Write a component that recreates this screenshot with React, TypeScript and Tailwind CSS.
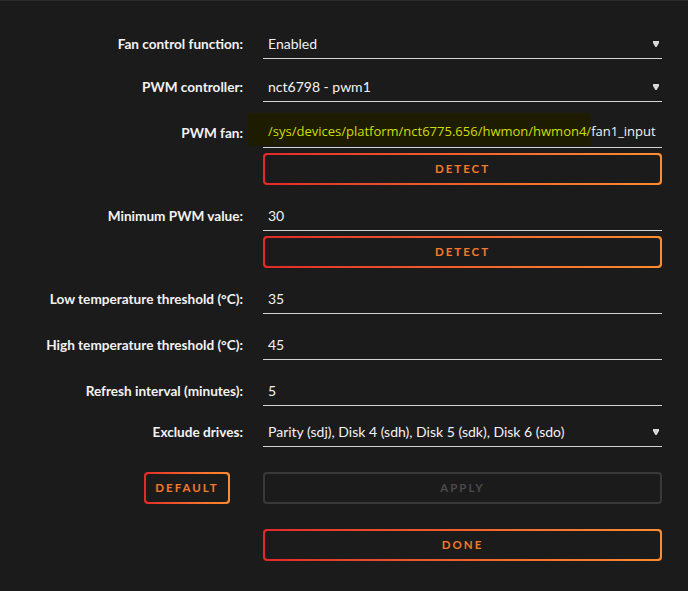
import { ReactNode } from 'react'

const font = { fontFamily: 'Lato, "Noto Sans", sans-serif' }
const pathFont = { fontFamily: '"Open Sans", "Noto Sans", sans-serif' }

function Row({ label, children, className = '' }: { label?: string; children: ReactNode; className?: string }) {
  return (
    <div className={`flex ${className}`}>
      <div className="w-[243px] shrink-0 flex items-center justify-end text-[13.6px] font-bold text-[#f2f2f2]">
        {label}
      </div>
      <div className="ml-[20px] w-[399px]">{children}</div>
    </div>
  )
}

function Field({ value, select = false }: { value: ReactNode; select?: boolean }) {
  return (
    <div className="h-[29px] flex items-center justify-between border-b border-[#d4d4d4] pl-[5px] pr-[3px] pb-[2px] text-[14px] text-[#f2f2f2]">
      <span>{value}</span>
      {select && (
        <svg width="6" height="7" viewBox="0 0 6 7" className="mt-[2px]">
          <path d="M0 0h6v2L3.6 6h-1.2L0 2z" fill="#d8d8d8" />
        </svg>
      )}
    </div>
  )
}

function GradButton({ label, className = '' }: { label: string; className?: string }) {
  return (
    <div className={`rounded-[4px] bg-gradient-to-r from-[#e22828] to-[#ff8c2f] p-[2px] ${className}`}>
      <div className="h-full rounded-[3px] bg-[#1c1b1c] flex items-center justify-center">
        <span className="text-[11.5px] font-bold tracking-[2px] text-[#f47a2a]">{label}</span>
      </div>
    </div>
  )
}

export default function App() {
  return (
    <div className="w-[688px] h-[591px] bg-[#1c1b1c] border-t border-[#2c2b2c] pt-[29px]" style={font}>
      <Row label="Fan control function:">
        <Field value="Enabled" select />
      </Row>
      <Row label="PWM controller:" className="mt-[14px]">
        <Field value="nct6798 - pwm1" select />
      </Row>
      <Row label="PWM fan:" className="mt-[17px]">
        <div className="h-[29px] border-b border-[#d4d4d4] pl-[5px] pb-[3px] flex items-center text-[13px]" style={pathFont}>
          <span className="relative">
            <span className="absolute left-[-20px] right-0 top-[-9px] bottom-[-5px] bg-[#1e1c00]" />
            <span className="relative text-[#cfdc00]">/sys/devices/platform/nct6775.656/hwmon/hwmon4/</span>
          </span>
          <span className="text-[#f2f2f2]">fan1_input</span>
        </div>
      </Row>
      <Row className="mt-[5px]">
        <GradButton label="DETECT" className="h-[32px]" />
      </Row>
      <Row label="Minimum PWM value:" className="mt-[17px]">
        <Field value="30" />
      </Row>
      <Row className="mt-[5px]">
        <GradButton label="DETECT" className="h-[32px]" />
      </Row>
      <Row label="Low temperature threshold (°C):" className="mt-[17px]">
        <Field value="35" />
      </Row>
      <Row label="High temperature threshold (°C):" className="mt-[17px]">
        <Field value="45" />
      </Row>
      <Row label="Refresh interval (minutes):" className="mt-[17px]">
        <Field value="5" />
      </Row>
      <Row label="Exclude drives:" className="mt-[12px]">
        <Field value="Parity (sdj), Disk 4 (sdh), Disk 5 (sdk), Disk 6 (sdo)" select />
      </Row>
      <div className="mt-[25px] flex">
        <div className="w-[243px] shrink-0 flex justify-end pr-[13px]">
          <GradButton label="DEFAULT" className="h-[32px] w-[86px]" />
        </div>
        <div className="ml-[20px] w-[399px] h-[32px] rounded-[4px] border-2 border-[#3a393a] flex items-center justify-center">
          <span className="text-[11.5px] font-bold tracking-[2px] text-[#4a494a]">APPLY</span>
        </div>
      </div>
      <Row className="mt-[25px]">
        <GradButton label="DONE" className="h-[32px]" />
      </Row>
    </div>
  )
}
====================
Exercise: Repeat the data in full and exactly. Omit pictures.

Finished task:
Write a component that recreates this screenshot with React, TypeScript and Tailwind CSS.
import { ReactNode } from 'react'

const font = { fontFamily: 'Lato, "Noto Sans", sans-serif' }
const pathFont = { fontFamily: '"Open Sans", "Noto Sans", sans-serif' }

function Row({ label, children, className = '' }: { label?: string; children: ReactNode; className?: string }) {
  return (
    <div className={`flex ${className}`}>
      <div className="w-[243px] shrink-0 flex items-center justify-end text-[13.6px] font-bold text-[#f2f2f2]">
        {label}
      </div>
      <div className="ml-[20px] w-[399px]">{children}</div>
    </div>
  )
}

function Field({ value, select = false }: { value: ReactNode; select?: boolean }) {
  return (
    <div className="h-[29px] flex items-center justify-between border-b border-[#d4d4d4] pl-[5px] pr-[3px] pb-[2px] text-[14px] text-[#f2f2f2]">
      <span>{value}</span>
      {select && (
        <svg width="6" height="7" viewBox="0 0 6 7" className="mt-[2px]">
          <path d="M0 0h6v2L3.6 6h-1.2L0 2z" fill="#d8d8d8" />
        </svg>
      )}
    </div>
  )
}

function GradButton({ label, className = '' }: { label: string; className?: string }) {
  return (
    <div className={`rounded-[4px] bg-gradient-to-r from-[#e22828] to-[#ff8c2f] p-[2px] ${className}`}>
      <div className="h-full rounded-[3px] bg-[#1c1b1c] flex items-center justify-center">
        <span className="text-[11.5px] font-bold tracking-[2px] text-[#f47a2a]">{label}</span>
      </div>
    </div>
  )
}

export default function App() {
  return (
    <div className="w-[688px] h-[591px] bg-[#1c1b1c] border-t border-[#2c2b2c] pt-[29px]" style={font}>
      <Row label="Fan control function:">
        <Field value="Enabled" select />
      </Row>
      <Row label="PWM controller:" className="mt-[14px]">
        <Field value="nct6798 - pwm1" select />
      </Row>
      <Row label="PWM fan:" className="mt-[17px]">
        <div className="h-[29px] border-b border-[#d4d4d4] pl-[5px] pb-[3px] flex items-center text-[13px]" style={pathFont}>
          <span className="relative">
            <span className="absolute left-[-20px] right-0 top-[-9px] bottom-[-5px] bg-[#1e1c00]" />
            <span className="relative text-[#cfdc00]">/sys/devices/platform/nct6775.656/hwmon/hwmon4/</span>
          </span>
          <span className="text-[#f2f2f2]">fan1_input</span>
        </div>
      </Row>
      <Row className="mt-[5px]">
        <GradButton label="DETECT" className="h-[32px]" />
      </Row>
      <Row label="Minimum PWM value:" className="mt-[17px]">
        <Field value="30" />
      </Row>
      <Row className="mt-[5px]">
        <GradButton label="DETECT" className="h-[32px]" />
      </Row>
      <Row label="Low temperature threshold (°C):" className="mt-[17px]">
        <Field value="35" />
      </Row>
      <Row label="High temperature threshold (°C):" className="mt-[17px]">
        <Field value="45" />
      </Row>
      <Row label="Refresh interval (minutes):" className="mt-[17px]">
        <Field value="5" />
      </Row>
      <Row label="Exclude drives:" className="mt-[12px]">
        <Field value="Parity (sdj), Disk 4 (sdh), Disk 5 (sdk), Disk 6 (sdo)" select />
      </Row>
      <div className="mt-[25px] flex">
        <div className="w-[243px] shrink-0 flex justify-end pr-[13px]">
          <GradButton label="DEFAULT" className="h-[32px] w-[86px]" />
        </div>
        <div className="ml-[20px] w-[399px] h-[32px] rounded-[4px] border-2 border-[#3a393a] flex items-center justify-center">
          <span className="text-[11.5px] font-bold tracking-[2px] text-[#4a494a]">APPLY</span>
        </div>
      </div>
      <Row className="mt-[25px]">
        <GradButton label="DONE" className="h-[32px]" />
      </Row>
    </div>
  )
}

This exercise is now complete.